### TASK
Exactly as written, retype the listing below, omitting the pictures.

### GIVEN DATA
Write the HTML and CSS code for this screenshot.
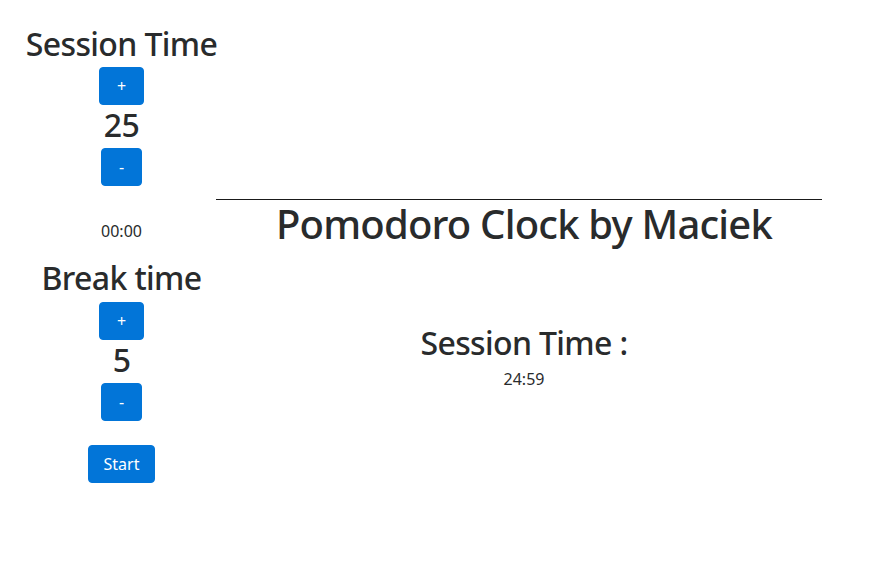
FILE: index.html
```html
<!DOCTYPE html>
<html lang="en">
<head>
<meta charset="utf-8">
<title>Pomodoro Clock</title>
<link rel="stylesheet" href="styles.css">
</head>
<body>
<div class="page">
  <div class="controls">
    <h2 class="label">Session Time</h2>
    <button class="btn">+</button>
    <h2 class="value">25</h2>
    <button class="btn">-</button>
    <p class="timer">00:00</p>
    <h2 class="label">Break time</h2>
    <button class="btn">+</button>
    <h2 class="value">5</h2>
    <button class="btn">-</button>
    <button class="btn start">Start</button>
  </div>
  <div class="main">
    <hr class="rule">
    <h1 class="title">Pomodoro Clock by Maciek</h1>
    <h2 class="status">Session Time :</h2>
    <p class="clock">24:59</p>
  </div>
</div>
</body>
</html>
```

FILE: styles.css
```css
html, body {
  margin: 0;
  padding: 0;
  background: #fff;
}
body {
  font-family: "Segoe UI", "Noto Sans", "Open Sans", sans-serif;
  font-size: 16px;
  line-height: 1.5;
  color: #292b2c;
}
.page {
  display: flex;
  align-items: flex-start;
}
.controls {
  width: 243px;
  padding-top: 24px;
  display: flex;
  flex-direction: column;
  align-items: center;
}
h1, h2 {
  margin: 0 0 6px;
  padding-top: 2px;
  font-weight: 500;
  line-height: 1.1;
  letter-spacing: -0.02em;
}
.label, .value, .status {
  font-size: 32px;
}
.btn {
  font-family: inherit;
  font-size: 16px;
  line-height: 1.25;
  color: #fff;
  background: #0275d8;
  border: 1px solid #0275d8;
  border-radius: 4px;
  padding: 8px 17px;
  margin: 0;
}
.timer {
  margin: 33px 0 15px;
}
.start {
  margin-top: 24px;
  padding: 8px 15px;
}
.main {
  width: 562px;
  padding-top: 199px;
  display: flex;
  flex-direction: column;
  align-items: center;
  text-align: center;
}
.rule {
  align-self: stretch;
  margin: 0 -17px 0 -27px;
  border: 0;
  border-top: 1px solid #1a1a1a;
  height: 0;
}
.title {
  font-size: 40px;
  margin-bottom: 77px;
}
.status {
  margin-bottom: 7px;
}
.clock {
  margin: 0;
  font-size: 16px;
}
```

### FINAL RESULT
Write the HTML and CSS code for this screenshot.
FILE: index.html
```html
<!DOCTYPE html>
<html lang="en">
<head>
<meta charset="utf-8">
<title>Pomodoro Clock</title>
<link rel="stylesheet" href="styles.css">
</head>
<body>
<div class="page">
  <div class="controls">
    <h2 class="label">Session Time</h2>
    <button class="btn">+</button>
    <h2 class="value">25</h2>
    <button class="btn">-</button>
    <p class="timer">00:00</p>
    <h2 class="label">Break time</h2>
    <button class="btn">+</button>
    <h2 class="value">5</h2>
    <button class="btn">-</button>
    <button class="btn start">Start</button>
  </div>
  <div class="main">
    <hr class="rule">
    <h1 class="title">Pomodoro Clock by Maciek</h1>
    <h2 class="status">Session Time :</h2>
    <p class="clock">24:59</p>
  </div>
</div>
</body>
</html>
```

FILE: styles.css
```css
html, body {
  margin: 0;
  padding: 0;
  background: #fff;
}
body {
  font-family: "Segoe UI", "Noto Sans", "Open Sans", sans-serif;
  font-size: 16px;
  line-height: 1.5;
  color: #292b2c;
}
.page {
  display: flex;
  align-items: flex-start;
}
.controls {
  width: 243px;
  padding-top: 24px;
  display: flex;
  flex-direction: column;
  align-items: center;
}
h1, h2 {
  margin: 0 0 6px;
  padding-top: 2px;
  font-weight: 500;
  line-height: 1.1;
  letter-spacing: -0.02em;
}
.label, .value, .status {
  font-size: 32px;
}
.btn {
  font-family: inherit;
  font-size: 16px;
  line-height: 1.25;
  color: #fff;
  background: #0275d8;
  border: 1px solid #0275d8;
  border-radius: 4px;
  padding: 8px 17px;
  margin: 0;
}
.timer {
  margin: 33px 0 15px;
}
.start {
  margin-top: 24px;
  padding: 8px 15px;
}
.main {
  width: 562px;
  padding-top: 199px;
  display: flex;
  flex-direction: column;
  align-items: center;
  text-align: center;
}
.rule {
  align-self: stretch;
  margin: 0 -17px 0 -27px;
  border: 0;
  border-top: 1px solid #1a1a1a;
  height: 0;
}
.title {
  font-size: 40px;
  margin-bottom: 77px;
}
.status {
  margin-bottom: 7px;
}
.clock {
  margin: 0;
  font-size: 16px;
}
```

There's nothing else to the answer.